Il vantaggio più immediato è la riduzione del rischio. In una struttura tradizionale, immobili, marchi, brevetti e liquidità sono aggregati nella stessa società operativa, esposti a qualsiasi rischio d’impresa. Con una holding, questi asset possono essere separati e messi al sicuro nella “cassaforte” di famiglia. Se una delle società operative dovesse affrontare una crisi o un contenzioso, il patrimonio strategico del gruppo rimarrebbe protetto.
Le tasse
Per avere dei vantaggi fiscali la holding deve accedere, spesso, a regimi fiscali ad hoc. Gli utili che le società operative distribuiscono alla holding sono tassati solo sul 5% del loro importo. Questo significa che su 100.000 euro di dividendi, la holding pagherà imposte solo su una base di 5.000 euro, potendo così centralizzare la liquidità del gruppo in modo fiscalmente efficiente.
Anche sulla cessione delle partecipazioni il vantaggio è quello di avere una tassazione al 5% che, considerato il regime di tassazione IRES delle società al 24%, portano la tassazione netta all’1,2% della plusvalenza o del dividendo sulla holding. Si tratta del famigerato 1,2% di tassazione che è spesso lo specchio per le allodole, per attirare contribuenti desiderosi di massimizzare il proprio risparmio fiscale, salvo poi rendersi conto che i soldi non li hanno comunque in tasca, ma sempre in un’altra società, e che la tassazione complessiva potrebbe essere anche più alta.
Il consolidato fiscale permette, insomma, di compensare gli utili e le perdite fiscali delle società del gruppo, pagando le imposte sull’utile complessivo. Questa scelta, tuttavia, richiede un elevato livello organizzativo.
La successione a costo zero (o quasi)
Probabilmente il vantaggio più sottovalutato è la capacità della holding di orchestrare il passaggio generazionale. Invece di dividere le quote di ogni singola azienda, si trasferisce il controllo della sola holding. Lo statuto può essere personalizzato per assegnare diritti diversi ai figli, in base al ruolo e alla partecipazione detenuta è possibile ricevere quote con diritto di voto, con privilegi nella ripartizione degli utili, ecc.
In questo modo è possibile trasferire facilmente le quote societarie e ottimizzare il costo di tutte le operazione, oltre all’innegabile vantaggio in termini di continuità aziendale.
Gli errori comuni
Una holding non può nascere né vivere come “scatola vuota”. Per reggere a un controllo fiscale, e soprattutto per creare valore, deve svolgere funzioni reali e riconoscibili. Prende decisioni di indirizzo e le traccia con verbali, regola i rapporti economici con le partecipate tramite contratti scritti, con corrispettivi allineati al mercato e criteri di riparto chiari, gestisce cassa e contabilità in modo ordinato, con flussi finanziari tracciabili e una reportistica che consenta di capire chi decide cosa e perché.
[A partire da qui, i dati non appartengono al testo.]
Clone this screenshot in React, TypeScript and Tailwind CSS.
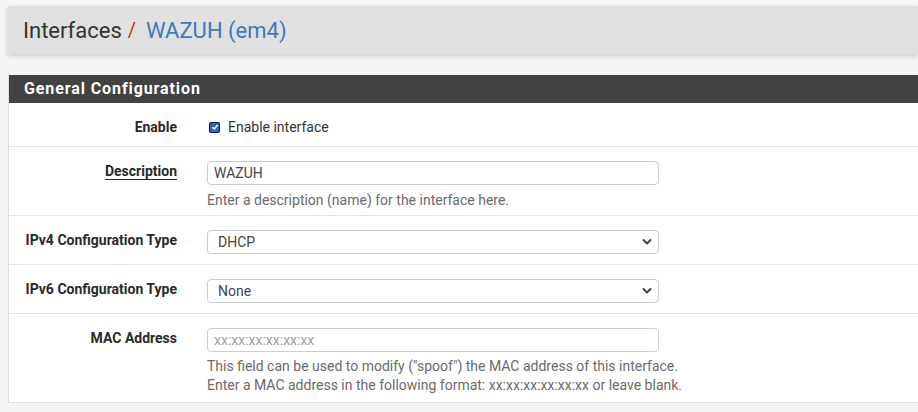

Anche una struttura “leggera” può avere sostanza, se i processi sono definiti e documentati. L’assenza di questi elementi espone al rischio concreto di vedersi disconosciuti i benefici fiscali, con recuperi d’imposta, sanzioni, interessi e conseguenti danni reputazionali.
L’errore più frequente è trattare la holding come scorciatoia per pagare meno tasse. Altri scivoloni tipici sono lasciare la capogruppo “dormiente”, trascurare la contrattualistica infragruppo, dimenticare asset strategici (come gli immobili) dentro l’operativa esponendoli ai rischi, e costruire architetture inutilmente complesse rispetto alla scala dell’impresa.
Il vero costo della holding è la scelta tra tattica e strategia. Se la si apre per risparmiare tasse o per essere un imprenditore cool, diventa presto un costo insopportabile. Se la si concepisce come organizzazione strategica, quel costo si trasforma in rendimento. La differenza la fa un supporto consulenziale all’altezza, che qualifica la holding come investimento e non come semplice spesa amministrativa. Per questo motivo, anche nella scelta dei consulenti, bisogna essere molto oculati.